Real Change and John V. Fox: Council is Making it Worse

What is the sure sign that something unusual is happening in politics? When unlikely people start to agree on things that really matter to them. Public opinion is coalescing against the Seattle City Council’s iterative, glitchstep, overly cautious, and insular approach to housing policy. Real Change, a publication unalterably committed to doing the right thing for people who find themselves with no housing choices at all and John V. Fox a proponent of no more growth in Seattle both agree with Smart Growth Seattle that the Seattle City Council is making it worse.

Here’s the headline of a story that posted yesterday at Real Change:

As rents rise, City Council offers few fixes to housing policy

And here’s what the reporter found when he talked to Councilmember Sally Clark:

Seattle’s approach to housing affordability is diffuse. “Seattle doesn’t have a single place where we house our housing policy,” Councilmember Sally Clark said. Instead, the city’s housing affordability strategies — incentives to developers, fees and taxes — are scattered among policies and city departments.

Doesn’t that sound familiar?

We’ve asked for a plan and urged people in the city to sign our petition urging the City Council to come up with a plan. It seems like, maybe, Councilmember Clark is listening.

“If we’re going to be successful, we’re going to have to be really intentional and more explicitly thoughtful than we have been about affordable housing,” Clark said.

Still not a commitment to a plan before using tools that won’t work for problems we don’t have. Which brings us to John V. Fox, who repeats, almost verbatim what we’ve been saying about workforce housing in an e-mail he issued yesterday.

In light of these numbers, we find it perplexing that O’Brien and his committee, and now we learn also the Mayor, have made it a priority to add to the stock of units serving those whose incomes are between 60% and 80% of median.  To top it off, according to Washington State Employment Securities, the majority of the County’s wage earners (as opposed to those who receive income from investments, retirement, and the like) actually earn less than 60 percent of area median.

Why have our leaders continued to fixate on this group when the real problem is finding solutions to the shortage of units affordable to those with lower incomes? For those on the lower rungs of the income scale, it’s literally a matter of forgoing meals, healthcare, the dentist, childcare, and other necessities or become homeless.[link is mine]

That’s what we said in a post in Publicola, siting some of the same numbers Fox does.

The City Council is poised to solve a problem that we don’t have with a tool (incentive zoning) that will only make workforce housing more expensive. More fees and process would, ironically, drive up costs and prices of a housing product that is already, by the city’s standard, affordable.

So what is the problem?

Many people, of all income levels, find it frustrating to find a place to live in Seattle. Seattle needs more housing!

What is the solution?

Seattle needs to allow more housing of all types in all neighborhoods, including small-lot homes, cottages, microhousing, and multifamily housing for families who need two and three bedrooms.

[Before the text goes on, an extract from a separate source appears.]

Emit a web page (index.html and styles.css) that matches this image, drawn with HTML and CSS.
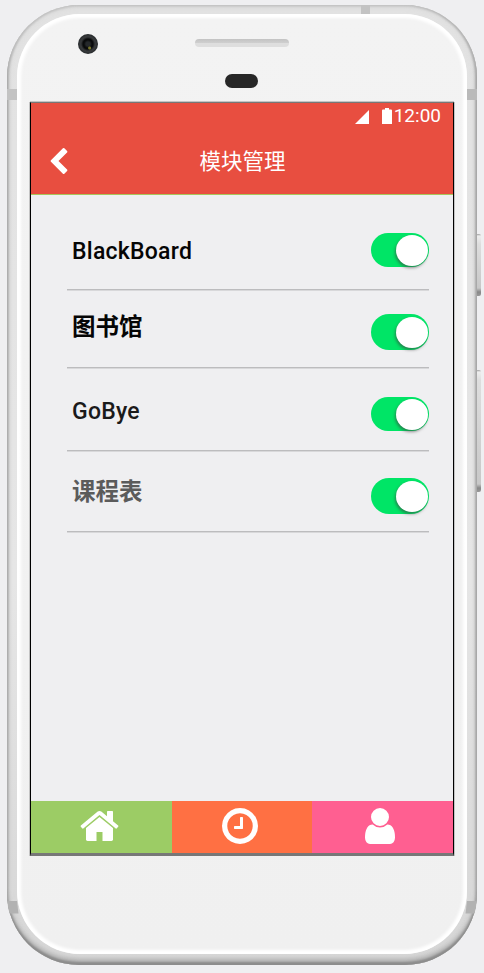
FILE: index.html
```html
<!DOCTYPE html>
<html lang="zh-CN">
<head>
<meta charset="utf-8">
<title>模块管理</title>
<link rel="stylesheet" href="styles.css">
</head>
<body>
<div class="phone">
  <span class="key power"></span>
  <span class="key volume"></span>
  <span class="seam seam-top"></span>
  <span class="seam seam-tl"></span>
  <span class="seam seam-tr"></span>
  <svg class="seam-low low-l" viewBox="0 0 12 13"><path d="M.500 0H10L11.500 12.500H2.500Q.500 6 .500 0Z"/></svg>
  <svg class="seam-low low-r" viewBox="0 0 12 13"><path d="M11.500 0H2L.5 12.500H9.500Q11.500 6 11.500 0Z"/></svg>
  <div class="face">
    <div class="forehead">
      <span class="camera"></span>
      <span class="speaker"></span>
      <span class="sensor"></span>
    </div>
    <div class="screen">
      <header>
        <div class="status">
          <svg class="signal" viewBox="0 0 14 14"><path d="M14 0V14H0Z"/></svg>
          <svg class="battery" viewBox="0 0 10 16"><path d="M3 0H7V1.500H9Q10 1.500 10 2.500V16H0V2.500Q0 1.500 1 1.500H3Z"/></svg>
          <span>12:00</span>
        </div>
        <div class="titlebar">
          <svg class="back" viewBox="154 26 1036 1612"><path d="M1171 301L640 832l531 531q19 19 19 45t-19 45l-166 166q-19 19-45 19t-45-19L173 877q-19-19-19-45t19-45L915 45q19-19 45-19t45 19l166 166q19 19 19 45t-19 45z"/></svg>
          <h1>模块管理</h1>
        </div>
      </header>
      <main>
        <div class="row r1"><span class="label">BlackBoard</span><span class="toggle"><i></i></span></div>
        <div class="row r2"><span class="label cjk">图书馆</span><span class="toggle tall"><i></i></span></div>
        <div class="row r3"><span class="label dark">GoBye</span><span class="toggle"><i></i></span></div>
        <div class="row r4"><span class="label cjk muted">课程表</span><span class="toggle tall"><i></i></span></div>
      </main>
      <nav>
        <a class="home"><svg viewBox="0 0 1664 1792"><path d="M1408 992v480q0 26-19 45t-45 19H960v-384H704v384H320q-26 0-45-19t-19-45V992q0-1 .5-3t.5-3l575-474 575 474q1 2 1 6zm223-69l-62 74q-8 9-21 11h-3q-13 0-21-7L832 424l-692 577q-12 8-24 7-13-2-21-11l-62-74q-8-10-7-23.500T37 878l719-599q32-26 76-26t76 26l244 204V288q0-14 9-23t23-9h192q14 0 23 9t9 23v408l219 182q10 8 11 21.500t-7 23.500z"/></svg></a>
        <a class="clock"><svg viewBox="0 0 1792 1792"><path d="M1024 544v448q0 14-9 23t-23 9H672q-14 0-23-9t-9-23v-64q0-14 9-23t23-9h224V544q0-14 9-23t23-9h64q14 0 23 9t9 23zm416 352q0-148-73-273t-198-198-273-73-273 73-198 198-73 273 73 273 198 198 273 73 273-73 198-198 73-273zm224 0q0 209-103 385.500T1281.500 1561 896 1664t-385.500-103T231 1281.500 128 896t103-385.500T510.500 231 896 128t385.500 103T1561 510.500 1664 896z"/></svg></a>
        <a class="user"><svg viewBox="0 0 1792 1792"><path d="M1536 1399q0 109-62.500 187t-150.500 78H469q-88 0-150.500-78T256 1399q0-85 8.500-160.500t31.500-152 58.500-131 94-89T583 832q131 128 313 128t313-128q76 0 134.500 34.500t94 89 58.500 131 31.500 152 8.500 160.500zm-256-887q0 159-112.500 271.500T896 896 624.500 783.500 512 512t112.500-271.500T896 128t271.500 112.500T1280 512z"/></svg></a>
      </nav>
    </div>
  </div>
</div>
</body>
</html>
```
FILE: styles.css
```css
* { box-sizing: border-box; }
html, body { height: 100%; overflow: hidden; }
body {
  margin: 0;
  padding: 5px 7px 8px;
  background: #efeff1;
  font-family: Roboto, "Noto Sans CJK SC", sans-serif;
}
svg { display: block; fill: #fff; }

.phone {
  position: relative;
  width: 470px;
  height: 960px;
  padding: 9px 10px 11px;
  border-radius: 72px;
  background: linear-gradient(#e2e2e2, #e6e6e6 60%, #d6d6d6);
  box-shadow:
    inset 0 -3px 2px #8c8c8c,
    inset 0 -6px 4px #b0b0b0,
    inset 2px 0 2px #c0c0c0,
    inset -2px 0 2px #b4b4b4,
    inset 0 2px 2px #cfcfcf,
    inset 0 0 6px 1px #d4d4d4;
}
.face {
  height: 940px;
  padding: 0 13px;
  border-radius: 63px;
  background: linear-gradient(#f3f3f3, #f0f0f0);
  box-shadow: inset 0 0 3px 4px #fff;
}

.key {
  position: absolute;
  left: 470px;
  width: 4px;
  background: linear-gradient(#a0a0a0, #eee 2px, #dedede 10px, #c8c8c8 calc(100% - 8px), #888 calc(100% - 4px), #999);
  border-radius: 0 2px 2px 0;
}
.power { top: 229px; height: 62px; }
.volume { top: 365px; height: 122px; }
.seam { position: absolute; background: #c3c3c3; }
.seam-top { left: 354px; top: 0; width: 9px; height: 9px; }
.seam-tl { left: 0; top: 84px; width: 10px; height: 11px; }
.seam-tr { right: 0; top: 84px; width: 10px; height: 11px; background: #bababa; }
.seam-low { position: absolute; top: 896px; width: 12px; height: 13px; fill: #b2b2b2; }
.low-l { left: 0; }
.low-r { right: 0; }

.forehead {
  display: grid;
  grid-template-columns: 165px 94px 1fr;
  grid-template-rows: 21px 18px 48px;
  padding-top: 1px;
  height: 88px;
}
.camera {
  grid-column: 1;
  grid-row: 1 / 3;
  width: 20px;
  height: 20px;
  margin: 19px 0 0 48px;
  border-radius: 50%;
  background: radial-gradient(circle at 58% 70%, #77752b 0 1px, transparent 2px), radial-gradient(circle, #25282b 0 2px, #090a0b 4px 5px, #36383a 7px 8px, #25282a 10px);
}
.speaker {
  grid-column: 2;
  grid-row: 2;
  align-self: start;
  height: 8px;
  margin-top: 3px;
  border-radius: 4px;
  background: linear-gradient(#c3c3c3, #cecece 45%, #dedede 55%, #dedede);
}
.sensor {
  grid-column: 2;
  grid-row: 3;
  width: 33px;
  height: 14px;
  margin: 20px 0 0 30px;
  border-radius: 7px;
  background: #272727;
}

.screen {
  display: flex;
  flex-direction: column;
  width: 424px;
  height: 754px;
  border: solid #000;
  border-width: 1px 1px 3px;
  border-top-color: #777;
  border-bottom-color: #777;
  background: #efeff1;
  box-shadow: -1px 0 0 #c4c4c4, 1px 0 0 #c4c4c4, 0 -1px 0 #c4c4c4;
}
header {
  height: 92px;
  color: #fff;
  background: #e84e40;
  border-bottom: 1px solid #a8c65b;
}
.status {
  display: flex;
  height: 26px;
  padding: 0 12px 0 0;
  justify-content: flex-end;
  align-items: center;
  font-size: 19px;
  line-height: 26px;
}
.signal { width: 14px; height: 14px; margin: 2px 13px 0 0; }
.battery { width: 10px; height: 16px; margin: 0 2px 0 0; }
.titlebar {
  display: grid;
  grid-template-columns: 19px 18px 1fr 37px;
  height: 64px;
  align-items: center;
}
.back { grid-column: 2; width: 18px; height: 26px; }
h1 {
  grid-column: 3;
  margin: -3px 0 0 1px;
  font: 400 21.500px/30px "Noto Sans CJK SC", sans-serif;
  text-align: center;
}

main { flex: 1; padding: 0 24px 0 36px; }
.row {
  display: flex;
  justify-content: space-between;
  align-items: flex-start;
  padding-left: 5px;
  border-bottom: 1px solid #bcbcbe;
  box-shadow: 0 1px 0 #d8d8da;
}
.r1 { height: 95px; padding-top: 38px; }
.r2 { height: 78px; padding-top: 24px; }
.r3 { height: 83px; padding-top: 29px; }
.r4 { height: 81px; padding-top: 27px; }
.label { margin-top: 1px; font-size: 23px; font-weight: 500; line-height: 36px; letter-spacing: .25px; color: #050505; }
.dark { color: #1a1a1a; margin-top: -3px; }
.cjk { font: 700 23.500px/36px "Noto Sans CJK SC", sans-serif; letter-spacing: 0; margin-top: -7px; }
.muted { color: #5b5b5b; margin-top: -6px; }
.toggle {
  display: flex;
  justify-content: flex-end;
  align-items: center;
  width: 58px;
  height: 34px;
  padding-right: 1px;
  border-radius: 18px;
  background: #00e566;
}
.toggle i {
  width: 32px;
  height: 31px;
  border-radius: 50%;
  background: #fff;
  box-shadow: -1px 2px 3px rgba(60, 60, 60, .55);
}
.tall { height: 36px; }

nav { display: grid; grid-template-columns: 141px 140px 141px; height: 52px; }
nav a { display: flex; justify-content: center; padding-top: 4px; }
nav svg { height: 42px; }
.home { background: #9ccc65; padding-right: 4px; }
.clock { background: #ff7043; padding-right: 5px; }
.user { background: #ff5f91; padding-right: 5px; }
```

Almost everyone who cares about housing is getting to the same place: the Council doesn’t get housing policy. And this is a serious problem for people who face the biggest challenges trying to find a place to live. The people and groups who are in closest touch with people who wonder where they’ll sleep tonight agree, the Council is squandering their time and power on the wrong problems and the wrong solutions. Let’s hope they hear the consensus that is forming demanding a plan to address housing for everyone in our city.